This article is a bad example, it has been retracted. See here. But this doesn't matter for the methods. This is usually done by so called "genome wide association studies". There you compare the regulation of your group of interest with a "normal" group to find genes which are differently expressed. This is something we did: We overexpressed a transcription factor in a cell line and compared it to the untransfected cell line, which doesn't have this factor. The comparision brings up differently expressed genes. This is either done with microarrays or today more like by ChIP-sequencing (let me know, if you want to know more, I can go into the details).

When you analyze such data, you first cut-off all data, which is below a certain threshold to be sure, that you reduce the number of false positives. A low threshold for the recognition of changes means that you are more likely to have false positive genes in your final list. This might happen due to changes in the cell or the conditions, secondary effects and so on. And you will also have signals, which appear statistically and which are false positive.

If you choose your threshold too high, you will reduce the number of false positives, but on the downside you will also generate false negatives, since you refuse genes which only have a relatively low change but are real. The balance between this is not always easy. As a rule of thumb usually everything which changes at least twofold in expression is used (unless you control better).
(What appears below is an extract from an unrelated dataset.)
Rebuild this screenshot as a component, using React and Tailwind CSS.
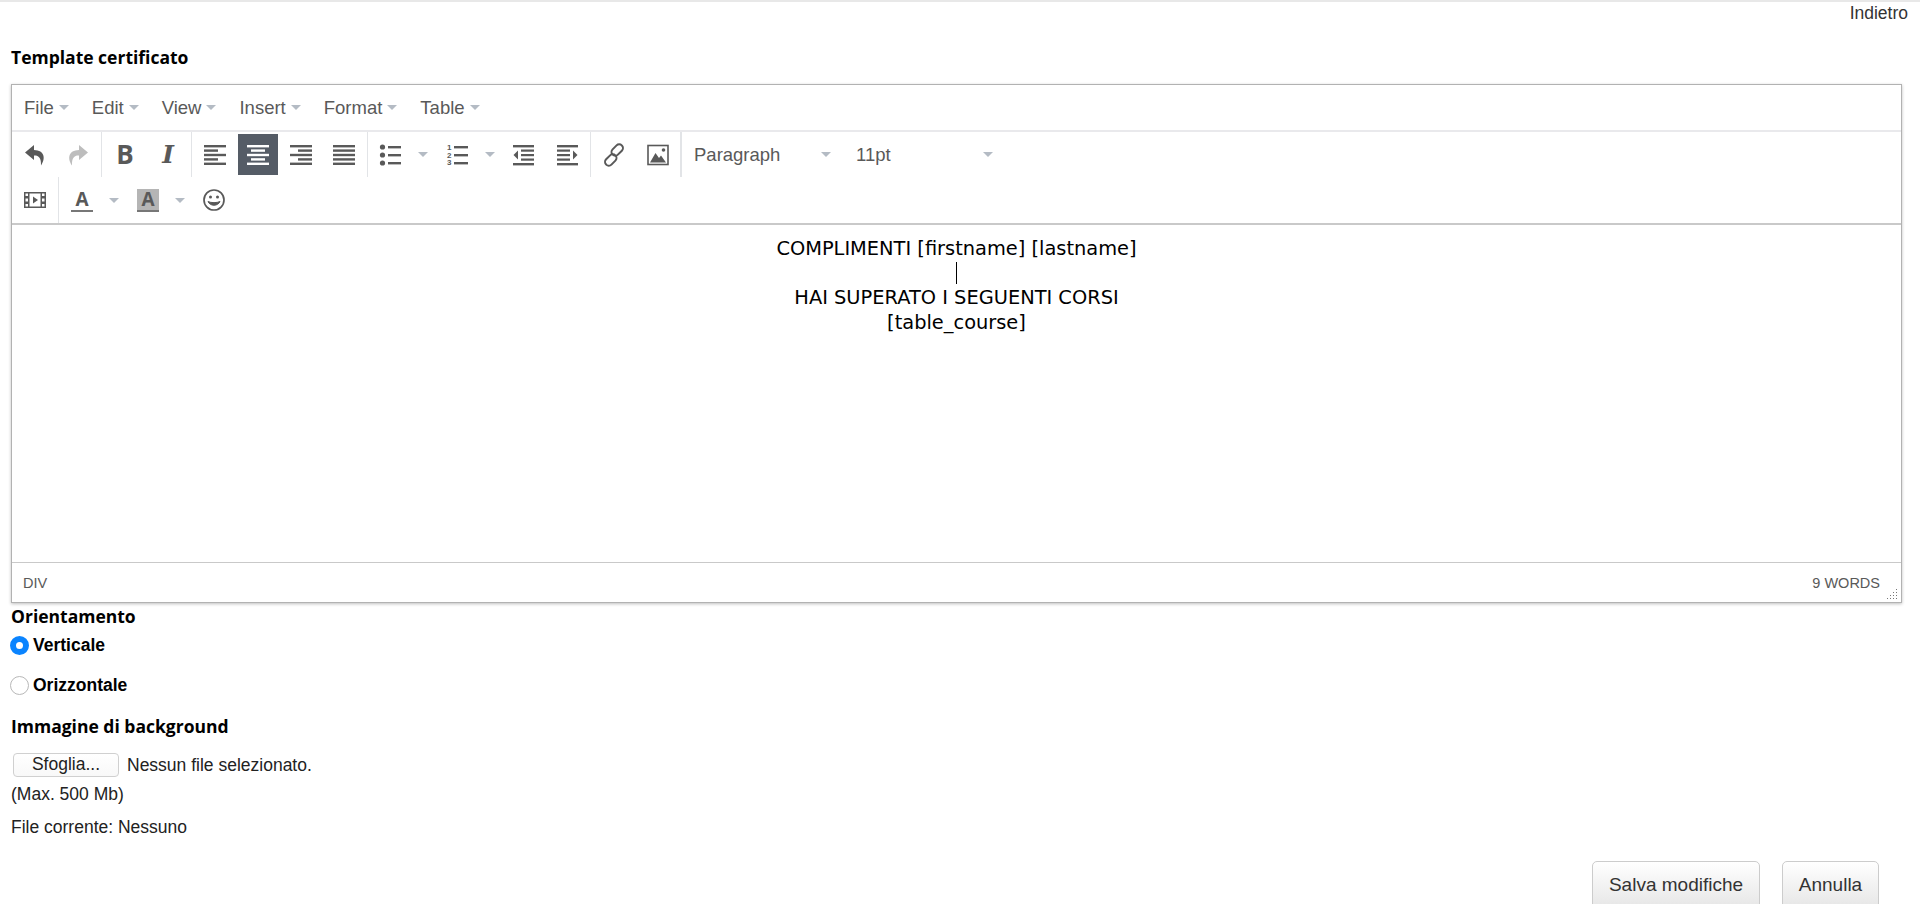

Even when filtered, the output of the experiment will still contain some false positives. Then you will also record some secondary effects, meaning that you gene of interest regulates a second, which regulates a third. Since both will come up in the analysis, it will look like that the third gene is regulated by the first (and not the second, as it would be correct). And these are the reasons why usually every intereaction between two genes (or better: Between a protein and a gene when talking about a transcription factor or two proteins) needs to be verified in the wet lab. And this is work, which can be pretty hard.